I was surprised to see a large number of old Hong Kong flags (ie colonial) being waved during the July 1 pro-democracy march yesterday. In relation to that - and in honour of the handover - a question about the flag raising in 1841. I didn't know there was doubt over who first hoisted it. This interesting paper is old but does anyone know if the doubt been cleared up?

http://sunzi.lib.hku.hk/hkjo/view/44/4401656.pdf

Forum: 

Hong Kong  - The Beginning

British troops taking formal possession of Cowloong

Woodblock engraving from the Illustrated times Dated 1861

 

 

Hi 80sKid

I was just looking up Possession Point, and by coincidence I was looking at the paper you link to just the other day. I don't think the question of who actually raised the flag is likely to ever be known, but there are a couple of odd errors in the text. The author suggests on page three that neither Duncan MacPherson (Two Years in China) nor W.W Mundy (Canton and the Bogue) mentions the flag raising though both may have been there. For one thing, Mundy visited Hong Kong in 1874, not 1841, and for another he was a tea merchant, not a soldier as suggested by the author. McPherson did mention being at the flag raising (p.78), but dated the event as February 26 instead of January 26, which may be why the author of the paper overlooked it.
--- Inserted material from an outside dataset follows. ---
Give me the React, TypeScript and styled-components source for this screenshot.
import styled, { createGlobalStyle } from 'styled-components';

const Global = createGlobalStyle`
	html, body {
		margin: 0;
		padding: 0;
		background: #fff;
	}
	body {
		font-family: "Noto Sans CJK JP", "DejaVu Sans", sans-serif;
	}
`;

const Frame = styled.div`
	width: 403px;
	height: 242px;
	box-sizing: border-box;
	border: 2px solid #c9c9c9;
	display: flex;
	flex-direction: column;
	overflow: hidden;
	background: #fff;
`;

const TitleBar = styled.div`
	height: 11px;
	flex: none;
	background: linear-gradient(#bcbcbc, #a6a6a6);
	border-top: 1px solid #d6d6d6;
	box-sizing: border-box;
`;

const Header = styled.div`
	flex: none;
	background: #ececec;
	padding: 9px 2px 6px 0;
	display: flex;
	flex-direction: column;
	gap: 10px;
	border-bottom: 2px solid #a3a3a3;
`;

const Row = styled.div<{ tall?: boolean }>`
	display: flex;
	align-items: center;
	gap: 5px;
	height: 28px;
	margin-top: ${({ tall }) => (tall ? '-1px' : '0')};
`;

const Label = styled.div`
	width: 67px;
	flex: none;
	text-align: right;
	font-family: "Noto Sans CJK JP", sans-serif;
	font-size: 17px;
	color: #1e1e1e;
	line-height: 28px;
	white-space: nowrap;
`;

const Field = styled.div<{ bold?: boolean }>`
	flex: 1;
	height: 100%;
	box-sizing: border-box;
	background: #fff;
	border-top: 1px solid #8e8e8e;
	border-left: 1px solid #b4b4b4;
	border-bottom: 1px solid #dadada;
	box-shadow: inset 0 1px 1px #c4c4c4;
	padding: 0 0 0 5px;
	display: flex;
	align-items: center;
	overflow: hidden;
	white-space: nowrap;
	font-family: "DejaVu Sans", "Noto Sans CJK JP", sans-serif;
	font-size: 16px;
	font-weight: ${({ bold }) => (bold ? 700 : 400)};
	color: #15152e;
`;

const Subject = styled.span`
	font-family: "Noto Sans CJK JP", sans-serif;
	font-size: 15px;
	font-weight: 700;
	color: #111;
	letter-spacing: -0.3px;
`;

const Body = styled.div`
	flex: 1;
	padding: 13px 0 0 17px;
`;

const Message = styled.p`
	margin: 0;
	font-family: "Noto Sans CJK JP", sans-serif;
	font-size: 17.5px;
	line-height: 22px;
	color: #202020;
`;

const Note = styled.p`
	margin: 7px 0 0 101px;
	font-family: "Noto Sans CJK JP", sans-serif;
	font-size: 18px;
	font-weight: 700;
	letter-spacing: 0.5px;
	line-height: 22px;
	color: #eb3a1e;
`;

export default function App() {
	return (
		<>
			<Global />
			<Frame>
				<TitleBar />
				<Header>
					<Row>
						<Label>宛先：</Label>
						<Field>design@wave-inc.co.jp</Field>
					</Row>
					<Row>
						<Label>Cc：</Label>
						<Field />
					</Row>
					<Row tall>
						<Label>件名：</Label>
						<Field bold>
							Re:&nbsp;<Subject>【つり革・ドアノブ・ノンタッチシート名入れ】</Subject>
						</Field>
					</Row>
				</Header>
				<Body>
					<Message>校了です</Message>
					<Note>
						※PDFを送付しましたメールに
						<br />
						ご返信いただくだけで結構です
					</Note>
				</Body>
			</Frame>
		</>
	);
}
So I'm not sure how reliable the rest of the paper is.

Frank Welsh's popular A History of Hong Kong doesn't help matters, either, saying that Edward Belcher raised the flag at 8.15 am on January 26, 1841. In fact it was Commodore Bremer, not Belcher (who had arrived on January 25 at 8.15am, but mis-wrote the date as 26th, thereby confusing Welsh), under whose command the flag was raised (again, physically by whom we will probably never know). 

regards, Adam

I have to add the Name of Captain Charles Elliot R.N.  

" .... It was he who negotiated in January 1841 the socalled convention of chuenpi by which the chinese commissioner keshan or chi-shan agreed in principle to the cession of the island, though it must be admitted, he did so in terms sufficiently vague as to be capable of bearing any interpretation he might later have chosen to put upon them.  The convention did no more then embody the  main points of agreement and was not definitely and finally concluded, but in accordance with its terms, Elliot ordered the occupation of the island which was carried into effect on 26th January 1841.  In a proclamation of the 2 February he announced that

" Pending Her Majesty's further pleasure , the government of the said island shall devolve upon  and be exercised by the person filling the office of Chief Superintendent of the Trade of British subjects in China for the time being". 

In consequence, he became the first official in charge of the colony. 

Both sides  denounced the convention and Elliot was recalled and replaced by Sir Herny Pottinger, who secured the cession of Hong Kong in the Treaty of Nanking, 29th August 1842,  and who became, on ratification  of the treaty on 26th June 1843, its first governor .  But in spite of apparent failure, Elliot had played a fundamental role in bringing about the birth of the Colony.

(From  A Biographical Sketch-book of Early Hong Kong by G.B.Endacott Published 1962).

on another note, I have several engravings of Hong Kong which are attributed to Naval Officers 1841-1847.

Elliot wasn't in Hong Kong for the flag-raising on January 26, though. He was somewhere up the Pearl River Estuary aboard the Nemesis at the time.